**WORK TO COMPLETE**
Find how many lines in the data below include the word "this", then write only that number.

**Part of a data file**

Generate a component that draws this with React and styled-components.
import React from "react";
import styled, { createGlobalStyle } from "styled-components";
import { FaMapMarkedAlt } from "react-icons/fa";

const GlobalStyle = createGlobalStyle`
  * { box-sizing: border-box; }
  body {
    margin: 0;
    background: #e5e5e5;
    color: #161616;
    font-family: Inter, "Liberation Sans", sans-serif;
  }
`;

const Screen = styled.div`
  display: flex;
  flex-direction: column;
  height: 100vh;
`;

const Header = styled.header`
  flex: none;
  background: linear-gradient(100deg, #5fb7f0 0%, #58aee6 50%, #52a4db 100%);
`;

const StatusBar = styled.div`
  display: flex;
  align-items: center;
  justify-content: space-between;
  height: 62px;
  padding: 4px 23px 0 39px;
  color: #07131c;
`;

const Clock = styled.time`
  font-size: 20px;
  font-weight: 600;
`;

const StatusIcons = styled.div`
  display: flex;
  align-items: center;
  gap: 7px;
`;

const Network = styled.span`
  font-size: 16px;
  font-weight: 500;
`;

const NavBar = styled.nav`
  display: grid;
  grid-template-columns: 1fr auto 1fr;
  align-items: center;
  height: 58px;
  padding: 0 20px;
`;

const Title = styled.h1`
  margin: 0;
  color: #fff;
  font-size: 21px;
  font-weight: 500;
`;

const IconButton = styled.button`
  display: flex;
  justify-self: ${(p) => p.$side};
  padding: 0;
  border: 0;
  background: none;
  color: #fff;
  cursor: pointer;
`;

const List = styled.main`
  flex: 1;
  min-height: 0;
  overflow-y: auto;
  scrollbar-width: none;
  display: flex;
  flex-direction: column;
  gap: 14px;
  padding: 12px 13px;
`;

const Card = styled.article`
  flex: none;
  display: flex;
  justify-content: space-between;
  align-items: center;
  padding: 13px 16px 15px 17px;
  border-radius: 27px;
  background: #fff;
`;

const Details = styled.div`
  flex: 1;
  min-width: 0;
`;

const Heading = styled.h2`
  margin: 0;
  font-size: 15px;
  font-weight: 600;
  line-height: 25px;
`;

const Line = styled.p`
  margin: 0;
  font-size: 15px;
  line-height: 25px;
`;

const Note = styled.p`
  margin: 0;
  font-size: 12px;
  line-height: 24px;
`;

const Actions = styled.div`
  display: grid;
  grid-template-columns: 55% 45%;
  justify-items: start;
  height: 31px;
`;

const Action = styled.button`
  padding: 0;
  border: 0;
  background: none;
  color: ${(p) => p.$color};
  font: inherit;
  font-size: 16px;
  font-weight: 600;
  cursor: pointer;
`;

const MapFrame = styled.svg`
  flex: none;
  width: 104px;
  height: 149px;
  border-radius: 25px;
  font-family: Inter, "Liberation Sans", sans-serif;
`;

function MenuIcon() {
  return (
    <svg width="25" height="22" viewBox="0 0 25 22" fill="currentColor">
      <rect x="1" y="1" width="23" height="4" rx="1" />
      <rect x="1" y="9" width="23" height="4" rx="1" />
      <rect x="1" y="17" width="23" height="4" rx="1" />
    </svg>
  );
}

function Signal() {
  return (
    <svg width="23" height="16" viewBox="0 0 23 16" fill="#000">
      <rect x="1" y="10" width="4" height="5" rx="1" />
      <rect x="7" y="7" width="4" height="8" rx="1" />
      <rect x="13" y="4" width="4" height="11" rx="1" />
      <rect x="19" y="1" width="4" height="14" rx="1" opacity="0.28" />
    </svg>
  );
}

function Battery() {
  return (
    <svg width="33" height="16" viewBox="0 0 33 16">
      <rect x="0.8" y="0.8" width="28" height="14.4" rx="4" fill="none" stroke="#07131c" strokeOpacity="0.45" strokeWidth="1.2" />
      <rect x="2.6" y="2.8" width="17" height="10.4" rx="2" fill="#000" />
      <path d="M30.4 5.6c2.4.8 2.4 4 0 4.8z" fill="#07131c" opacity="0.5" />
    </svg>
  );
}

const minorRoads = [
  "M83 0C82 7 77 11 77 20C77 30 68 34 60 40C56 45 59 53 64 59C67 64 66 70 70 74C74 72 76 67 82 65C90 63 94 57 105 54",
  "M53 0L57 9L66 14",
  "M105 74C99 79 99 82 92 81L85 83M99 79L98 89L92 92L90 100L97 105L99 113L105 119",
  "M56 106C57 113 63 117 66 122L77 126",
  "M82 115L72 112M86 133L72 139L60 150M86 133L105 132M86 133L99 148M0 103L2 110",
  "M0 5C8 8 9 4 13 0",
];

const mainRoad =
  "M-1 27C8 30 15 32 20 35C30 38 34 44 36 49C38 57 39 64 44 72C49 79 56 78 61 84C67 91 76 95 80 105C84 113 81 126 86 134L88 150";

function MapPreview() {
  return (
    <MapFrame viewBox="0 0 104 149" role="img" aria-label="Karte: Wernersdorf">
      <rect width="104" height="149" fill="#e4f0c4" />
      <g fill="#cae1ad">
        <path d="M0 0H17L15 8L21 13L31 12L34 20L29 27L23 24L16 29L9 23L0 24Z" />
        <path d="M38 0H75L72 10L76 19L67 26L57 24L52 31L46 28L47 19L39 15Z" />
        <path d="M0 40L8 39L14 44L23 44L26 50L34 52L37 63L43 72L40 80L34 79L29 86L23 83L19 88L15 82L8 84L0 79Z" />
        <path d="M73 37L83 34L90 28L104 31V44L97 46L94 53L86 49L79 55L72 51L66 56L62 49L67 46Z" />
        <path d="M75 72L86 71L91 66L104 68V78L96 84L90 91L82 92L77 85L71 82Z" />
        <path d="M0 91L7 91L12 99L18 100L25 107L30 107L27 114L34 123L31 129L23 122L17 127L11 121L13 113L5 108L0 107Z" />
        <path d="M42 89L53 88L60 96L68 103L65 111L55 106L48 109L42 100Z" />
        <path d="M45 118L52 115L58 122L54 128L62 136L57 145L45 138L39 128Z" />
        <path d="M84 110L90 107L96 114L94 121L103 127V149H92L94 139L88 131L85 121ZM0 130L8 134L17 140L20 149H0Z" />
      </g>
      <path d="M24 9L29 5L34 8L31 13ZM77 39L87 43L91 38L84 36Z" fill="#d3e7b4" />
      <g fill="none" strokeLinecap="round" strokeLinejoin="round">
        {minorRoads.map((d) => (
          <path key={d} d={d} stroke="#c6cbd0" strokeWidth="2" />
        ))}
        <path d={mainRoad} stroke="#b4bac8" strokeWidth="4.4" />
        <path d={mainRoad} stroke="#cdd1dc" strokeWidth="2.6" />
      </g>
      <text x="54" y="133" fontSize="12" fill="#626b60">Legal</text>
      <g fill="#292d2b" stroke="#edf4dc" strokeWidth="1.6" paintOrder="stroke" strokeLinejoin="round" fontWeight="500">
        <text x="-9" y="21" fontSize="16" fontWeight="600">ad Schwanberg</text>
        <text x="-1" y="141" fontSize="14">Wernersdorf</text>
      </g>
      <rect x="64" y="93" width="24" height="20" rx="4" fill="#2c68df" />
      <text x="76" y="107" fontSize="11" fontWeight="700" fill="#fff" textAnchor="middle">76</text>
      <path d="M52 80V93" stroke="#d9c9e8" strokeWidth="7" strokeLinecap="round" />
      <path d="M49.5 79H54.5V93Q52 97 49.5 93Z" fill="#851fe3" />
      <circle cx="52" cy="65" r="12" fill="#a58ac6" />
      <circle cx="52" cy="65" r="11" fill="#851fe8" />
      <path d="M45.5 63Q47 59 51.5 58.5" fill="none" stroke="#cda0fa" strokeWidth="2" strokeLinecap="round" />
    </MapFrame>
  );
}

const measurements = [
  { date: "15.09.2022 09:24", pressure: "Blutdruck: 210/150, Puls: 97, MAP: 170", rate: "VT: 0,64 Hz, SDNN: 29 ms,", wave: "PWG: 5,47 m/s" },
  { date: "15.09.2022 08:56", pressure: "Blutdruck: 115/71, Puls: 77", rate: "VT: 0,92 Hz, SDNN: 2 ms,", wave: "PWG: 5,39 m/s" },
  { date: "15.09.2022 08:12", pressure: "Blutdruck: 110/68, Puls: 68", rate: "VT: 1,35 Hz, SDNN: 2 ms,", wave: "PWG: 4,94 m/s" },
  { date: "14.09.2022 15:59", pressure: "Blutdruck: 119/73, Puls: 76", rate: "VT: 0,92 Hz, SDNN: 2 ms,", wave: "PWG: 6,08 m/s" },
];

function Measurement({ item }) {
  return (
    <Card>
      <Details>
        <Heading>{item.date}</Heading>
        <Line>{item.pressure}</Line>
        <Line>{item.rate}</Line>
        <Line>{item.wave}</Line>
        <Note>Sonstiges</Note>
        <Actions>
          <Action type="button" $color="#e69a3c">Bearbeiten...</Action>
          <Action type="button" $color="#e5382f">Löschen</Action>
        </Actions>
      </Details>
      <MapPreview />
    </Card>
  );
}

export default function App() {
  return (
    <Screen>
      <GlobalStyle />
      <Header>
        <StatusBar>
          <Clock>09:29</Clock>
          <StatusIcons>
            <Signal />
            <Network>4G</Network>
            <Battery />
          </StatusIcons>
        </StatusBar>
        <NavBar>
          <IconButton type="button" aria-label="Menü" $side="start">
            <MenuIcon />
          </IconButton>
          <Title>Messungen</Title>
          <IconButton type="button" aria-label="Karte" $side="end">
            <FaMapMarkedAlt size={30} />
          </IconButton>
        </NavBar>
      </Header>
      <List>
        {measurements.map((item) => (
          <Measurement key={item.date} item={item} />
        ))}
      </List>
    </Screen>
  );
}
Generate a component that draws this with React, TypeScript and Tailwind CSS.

**TASK ANSWER**
2